Le trait d’humour auquel on appose un « j’aime » à 3 heures du matin ou une montée de lait sur sa journée de travail n’ont peut-être pas vraiment de visée éditoriale, pas plus que la photo de soi avec son dernier bikini sur une plage cubaine. Cela ne vise que les proches, pourtant…
Pourtant, votre patron peut voir votre contenu et sait que ses clients peuvent y accéder aussi. A-t-il d’autres recours qu’un « bonhomme colère » sous votre photo pour vous convaincre de préserver votre image d’employé modèle?
On a tous plus ou moins entendu parler des quelques employeurs qui poussent la malice jusqu’à scruter vos réseaux sociaux avant de décider de vous engager. Mais saviez-vous que cette proportion d’employeurs peut s’élever à 70% d’après le sondage de la firme américaine Carrer Builder réalisé auprès de presque 2500 gestionnaires en 2017, une hausse de pas moins de 10% en un an, selon leurs données ?
Selon cette source, avant d’y vérifier la concordance entre les prétentions de votre CV et les détails de vos «Stories» (objectif de 27% des employeurs) ou encore de vos aptitudes à communiquer (également 27%), les futurs employeurs y cherchent:
- Les contenus inappropriés ou provocateurs (39%)
- Des signes de consommations de drogues ou d’alcool (38%)
- Des commentaires racistes ou sexistes (32%)
- La manière dont vous avez parlé de vos ex-employeurs (30%).
Bref, autant de raisons et de chiffres pour amener les avocats et défenseurs de droits québécois à s’inquiéter et à alerter sur l’utilisation potentiellement discriminatoire de telles pratiques. Mais, une fois traversés tous ces filtres et enfin en poste, vous vous pensez sortis du bois? Si vous le pensez, vous êtes encore bien au fond du pays des licornes.

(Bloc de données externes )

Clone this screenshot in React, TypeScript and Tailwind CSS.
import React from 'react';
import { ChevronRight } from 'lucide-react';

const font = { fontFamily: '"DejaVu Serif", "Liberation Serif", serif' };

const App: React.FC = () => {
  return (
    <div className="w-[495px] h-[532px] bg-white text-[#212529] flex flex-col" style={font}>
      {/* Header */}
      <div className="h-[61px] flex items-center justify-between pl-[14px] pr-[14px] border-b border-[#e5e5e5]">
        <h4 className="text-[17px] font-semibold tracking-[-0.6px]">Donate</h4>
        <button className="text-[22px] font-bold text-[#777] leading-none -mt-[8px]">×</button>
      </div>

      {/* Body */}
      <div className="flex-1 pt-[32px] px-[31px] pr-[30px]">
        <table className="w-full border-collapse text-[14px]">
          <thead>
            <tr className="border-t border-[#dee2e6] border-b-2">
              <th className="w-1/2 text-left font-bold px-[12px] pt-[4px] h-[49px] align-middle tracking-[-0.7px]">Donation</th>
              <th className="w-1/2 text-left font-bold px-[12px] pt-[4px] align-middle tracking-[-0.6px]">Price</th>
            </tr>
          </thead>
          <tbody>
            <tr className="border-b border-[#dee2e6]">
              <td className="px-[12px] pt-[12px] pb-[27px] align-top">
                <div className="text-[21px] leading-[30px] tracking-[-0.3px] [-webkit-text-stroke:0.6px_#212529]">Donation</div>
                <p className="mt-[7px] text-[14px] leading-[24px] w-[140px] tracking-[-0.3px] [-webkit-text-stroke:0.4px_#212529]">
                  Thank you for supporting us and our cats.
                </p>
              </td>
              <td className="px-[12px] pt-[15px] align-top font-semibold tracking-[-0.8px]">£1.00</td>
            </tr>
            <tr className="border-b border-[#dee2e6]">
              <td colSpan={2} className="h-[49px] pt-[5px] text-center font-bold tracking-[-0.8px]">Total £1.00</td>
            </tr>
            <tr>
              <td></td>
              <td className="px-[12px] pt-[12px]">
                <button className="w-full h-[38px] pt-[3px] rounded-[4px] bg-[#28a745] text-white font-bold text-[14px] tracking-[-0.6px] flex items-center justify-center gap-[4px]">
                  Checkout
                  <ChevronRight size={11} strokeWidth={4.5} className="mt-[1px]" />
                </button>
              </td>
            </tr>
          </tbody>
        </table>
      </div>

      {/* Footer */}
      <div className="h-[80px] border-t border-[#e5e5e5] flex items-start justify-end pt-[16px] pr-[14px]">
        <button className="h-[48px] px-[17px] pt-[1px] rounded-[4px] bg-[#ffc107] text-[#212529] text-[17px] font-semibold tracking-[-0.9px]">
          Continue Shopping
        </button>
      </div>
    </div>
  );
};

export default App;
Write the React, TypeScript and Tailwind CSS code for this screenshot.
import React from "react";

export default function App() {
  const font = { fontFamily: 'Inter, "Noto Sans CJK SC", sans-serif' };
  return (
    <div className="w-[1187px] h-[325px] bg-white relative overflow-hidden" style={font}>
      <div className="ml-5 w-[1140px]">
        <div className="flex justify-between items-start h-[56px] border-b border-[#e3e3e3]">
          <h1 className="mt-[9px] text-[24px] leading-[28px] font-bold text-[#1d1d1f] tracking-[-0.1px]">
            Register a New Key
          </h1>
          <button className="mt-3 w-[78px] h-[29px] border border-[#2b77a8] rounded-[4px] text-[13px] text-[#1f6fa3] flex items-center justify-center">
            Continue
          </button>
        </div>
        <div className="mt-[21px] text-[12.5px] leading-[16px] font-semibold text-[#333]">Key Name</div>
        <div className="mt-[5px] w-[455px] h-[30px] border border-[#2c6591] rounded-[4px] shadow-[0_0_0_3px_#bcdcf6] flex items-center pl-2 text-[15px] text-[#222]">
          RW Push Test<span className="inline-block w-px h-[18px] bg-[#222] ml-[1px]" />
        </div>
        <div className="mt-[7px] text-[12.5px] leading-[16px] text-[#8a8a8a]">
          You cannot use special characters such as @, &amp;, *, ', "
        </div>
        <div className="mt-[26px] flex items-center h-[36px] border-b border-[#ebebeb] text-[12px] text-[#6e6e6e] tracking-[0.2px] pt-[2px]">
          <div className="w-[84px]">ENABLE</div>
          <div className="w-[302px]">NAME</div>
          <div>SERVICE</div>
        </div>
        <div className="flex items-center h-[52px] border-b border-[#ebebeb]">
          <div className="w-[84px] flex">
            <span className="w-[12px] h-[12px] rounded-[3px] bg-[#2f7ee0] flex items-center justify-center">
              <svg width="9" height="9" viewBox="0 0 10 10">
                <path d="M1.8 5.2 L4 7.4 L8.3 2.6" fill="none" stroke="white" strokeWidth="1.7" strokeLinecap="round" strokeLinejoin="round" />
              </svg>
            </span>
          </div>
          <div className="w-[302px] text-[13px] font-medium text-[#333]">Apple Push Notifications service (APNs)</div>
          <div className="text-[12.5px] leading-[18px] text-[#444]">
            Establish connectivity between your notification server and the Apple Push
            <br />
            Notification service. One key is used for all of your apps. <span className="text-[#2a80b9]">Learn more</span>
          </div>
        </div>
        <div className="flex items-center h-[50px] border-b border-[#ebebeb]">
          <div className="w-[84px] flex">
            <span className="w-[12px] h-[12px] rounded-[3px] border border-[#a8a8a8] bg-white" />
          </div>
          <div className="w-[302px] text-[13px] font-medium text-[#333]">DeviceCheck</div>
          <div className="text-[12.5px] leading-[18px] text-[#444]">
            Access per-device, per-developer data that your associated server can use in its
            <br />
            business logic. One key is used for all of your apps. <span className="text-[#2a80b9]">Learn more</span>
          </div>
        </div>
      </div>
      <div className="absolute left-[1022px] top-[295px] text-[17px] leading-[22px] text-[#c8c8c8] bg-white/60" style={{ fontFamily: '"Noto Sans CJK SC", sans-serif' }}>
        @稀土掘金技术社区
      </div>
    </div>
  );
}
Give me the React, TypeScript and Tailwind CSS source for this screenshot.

Voilà pourquoi, bien que des forums et des groupes aient été créés pour favoriser la libre critique ou d’autres, comme «Les Parents indignes de Rosemont» ont aidé beaucoup de nouveaux parents à relâcher la pression, Me Jean-Guy Villeneuve, avocat associé conseil chez KSA avocats, déconseille vertement de se laisser aller à créer un groupe d’«employés indignés» ou même seulement de décharger vos frustrations quotidiennes à propos de votre lieu de travail sur votre propre page, même une fois rendu dans le confort de votre foyer.
«Lorsque vous rentrez chez vous et que, dans les réseaux sociaux, vous décidez de parler de votre travail, vous créez un lien avec votre employeur. À ce moment, l’employeur a le droit de se préoccuper de ce qui est dit sur lui ou sur son travail, parce que l’employé a amené son travail dans sa vie privée. Donc, l’employé n’a plus la protection de sa vie privée.»
L’intrusion acceptable dans vos discussions
Jusqu’à quel point l’employeur a-t-il l’intérêt et le droit de consacrer du temps à surveiller vos discussions de travailleurs confinés? La réponse à ces deux questions va de pair puisque, pour avoir le droit d’explorer votre «vie intime» en ligne sous toutes ses coutures, l’employeur se doit, selon la loi, d’avoir de bonnes raisons. Mais même si ces intrusions ne peuvent pas s’appliquer systématiquement, de « bonnes raisons » de justifier des filatures sur des travailleurs ou encore des analyses pour vérifier la sobriété d’un employé arrivant au travail, les employeurs en ont trouvé bien avant l’invasion des médias sociaux.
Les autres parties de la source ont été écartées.